Two days ago, in a heavily-anticipated Supreme Court opinion likely celebrated by companies tired of no-injury class actions, the Court held that a lawsuit should have been dismissed because the plaintiff had not claimed a “concrete” injury. The Court’s ruling rested on a simple premise: when they say “and” they mean “and.”
Thomas Robins claimed that Spokeo’s online profile of him contained inaccurate information about him—his age, marital status, employment history, and the like. Spokeo, Inc. v. Robins, 578 U.S. ___, ___ S. Ct. ___ (2016). Spokeo had violated the Fair Credit Reporting Act, Robins urged, because the federal statute requires a company to take certain steps to ensure the accuracy of such reports. The federal district court that first considered the case dismissed it, finding Robins had not alleged an injury and therefore had no standing. The Ninth Circuit disagreed. It concluded that violation of a statutory right, particular to Robins, was sufficient to confer standing.
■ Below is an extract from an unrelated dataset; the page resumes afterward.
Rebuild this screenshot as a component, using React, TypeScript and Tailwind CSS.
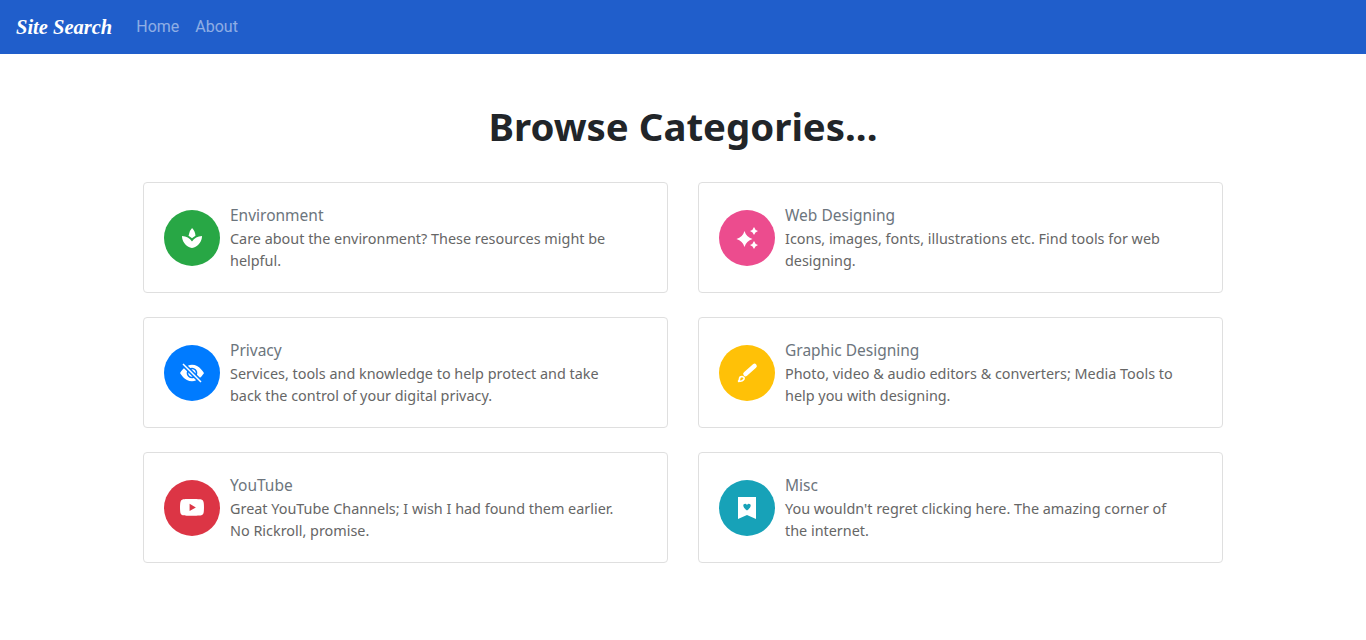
import type { ReactNode } from 'react'
import { MdSpa } from 'react-icons/md'
import { BsEyeSlashFill, BsYoutube } from 'react-icons/bs'

type Category = {
  title: string
  lines: [string, string]
  color: string
  icon: ReactNode
}

function SparklesIcon() {
  return (
    <svg width="24" height="24" viewBox="0 0 24 24" fill="currentColor">
      <path d="M9.5 5Q11.3 11.2 17.5 13Q11.3 14.8 9.5 21Q7.7 14.8 1.5 13Q7.7 11.2 9.5 5Z" />
      <path d="M19 1Q19.9 4.1 23 5Q19.9 5.9 19 9Q18.1 5.9 15 5Q18.1 4.1 19 1Z" />
      <path d="M19 15Q19.9 18.1 23 19Q19.9 19.9 19 23Q18.1 19.9 15 19Q18.1 18.1 19 15Z" />
    </svg>
  )
}

function BrushIcon() {
  return (
    <svg width="24" height="24" viewBox="0 0 24 24" fill="none" stroke="currentColor">
      <path d="M19.5 5L10.5 13" strokeWidth="4.6" strokeLinecap="round" />
      <path d="M3 20.5Q4.5 20 4.5 18Q4.5 15.5 7 15.5Q9.5 16 9 18Q8 20.5 3 20.5Z" strokeWidth="1.7" />
    </svg>
  )
}

function BookmarkIcon() {
  return (
    <svg width="24" height="24" viewBox="0 0 24 24" fill="currentColor">
      <path
        fillRule="evenodd"
        d="M3 1H21V23L12 19L3 23ZM12 14.5C9.5 12.6 8.3 11.3 8.3 9.6C8.3 7.6 10.9 7 12 8.9C13.1 7 15.7 7.6 15.7 9.6C15.7 11.3 14.5 12.6 12 14.5Z"
      />
    </svg>
  )
}

const categories: Category[] = [
  {
    title: 'Environment',
    lines: ['Care about the environment? These resources might be', 'helpful.'],
    color: 'bg-[#28a745]',
    icon: <MdSpa size={24} />,
  },
  {
    title: 'Web Designing',
    lines: ['Icons, images, fonts, illustrations etc. Find tools for web', 'designing.'],
    color: 'bg-[#ec4c8e]',
    icon: <SparklesIcon />,
  },
  {
    title: 'Privacy',
    lines: ['Services, tools and knowledge to help protect and take', 'back the control of your digital privacy.'],
    color: 'bg-[#007bff]',
    icon: <BsEyeSlashFill size={24} />,
  },
  {
    title: 'Graphic Designing',
    lines: ['Photo, video & audio editors & converters; Media Tools to', 'help you with designing.'],
    color: 'bg-[#ffc107]',
    icon: <BrushIcon />,
  },
  {
    title: 'YouTube',
    lines: ['Great YouTube Channels; I wish I had found them earlier.', 'No Rickroll, promise.'],
    color: 'bg-[#dc3545]',
    icon: <BsYoutube size={24} />,
  },
  {
    title: 'Misc',
    lines: ["You wouldn't regret clicking here. The amazing corner of", 'the internet.'],
    color: 'bg-[#17a2b8]',
    icon: <BookmarkIcon />,
  },
]

export default function App() {
  return (
    <div className="min-h-[640px] bg-white font-['Noto_Sans',sans-serif]">
      {/* Navbar */}
      <nav className="flex h-[54px] items-center bg-[#205ecb] px-4">
        <a className="mr-4 whitespace-nowrap font-['Liberation_Serif',serif] text-[20.5px] font-bold italic text-white">
          Site Search
        </a>
        <div className="ml-2 flex font-['Roboto',sans-serif] text-base text-white/50">
          <a className="mr-4">Home</a>
          <a>About</a>
        </div>
      </nav>

      <main className="mx-auto w-[1080px]">
        <h1 className="mt-[48px] mb-[32px] text-center text-[38.4px] leading-[48px] font-bold text-[#212529]">
          Browse Categories...
        </h1>

        {/* Category cards */}
        <div className="grid grid-cols-2 gap-x-[30px] gap-y-6">
          {categories.map((c) => (
            <a key={c.title} className="flex h-[111px] items-center rounded border border-[#dfdfdf] bg-white pl-5">
              <div className={`flex h-14 w-14 shrink-0 items-center justify-center rounded-full text-white ${c.color}`}>
                {c.icon}
              </div>
              <div className="ml-2.5">
                <h5 className="mb-px text-[15.5px] leading-6 text-[#6c757d]">{c.title}</h5>
                <p className="text-[14.4px] leading-[22px] whitespace-nowrap text-[#666666]">
                  {c.lines[0]}
                  <br />
                  {c.lines[1]}
                </p>
              </div>
            </a>
          ))}
        </div>
      </main>
    </div>
  )
}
Not so, found the Supreme Court, which vacated the decision and explained that plaintiffs must claim a concrete and particularized injury. The Court accepted the argument that Robins’s allegations revealed a particularized injury—indeed he claimed not to have the spouse, children, graduate degree, or “top 10%” wealth level that Spokeo’s profile attributed to him. But the Ninth Circuit had fallen short by not analyzing whether Robins alleged a “concrete” injury – in other words, that these inaccuracies actually harmed him. Put more plainly: even if Spokeo did not follow certain statutory procedures, Robins needed to plead a controversy based upon his suffering a real-world impact.
Though the decision is favorable for companies, some will consider it a soft victory. The Court made clear that complaining parties must allege an actual injury in order to sue – it is not enough to claim a defendant violated a statute. Yet, at the same time, the Court remanded to the Ninth Circuit with the unhelpful statement that the majority of the justices took “no position as to whether the Ninth Circuit’s ultimate conclusion – that Robins adequately alleged an injury in fact—was correct.” “Concrete” is not necessarily synonymous with “tangible,” the Supreme Court explained, but violation of a procedural requirement may not be enough.
At this juncture, a significant takeaway is that Spokeo limits a company’s exposure for mere technical infractions. Particularly in the class action context, this ruling could also restore some sanity by limiting putative classes to individuals who have actually been harmed. However, at the same time, the Court stopped short of providing clear boundaries on where a technical or procedural violation stops and where a concrete—be it tangible or intangible—injury starts.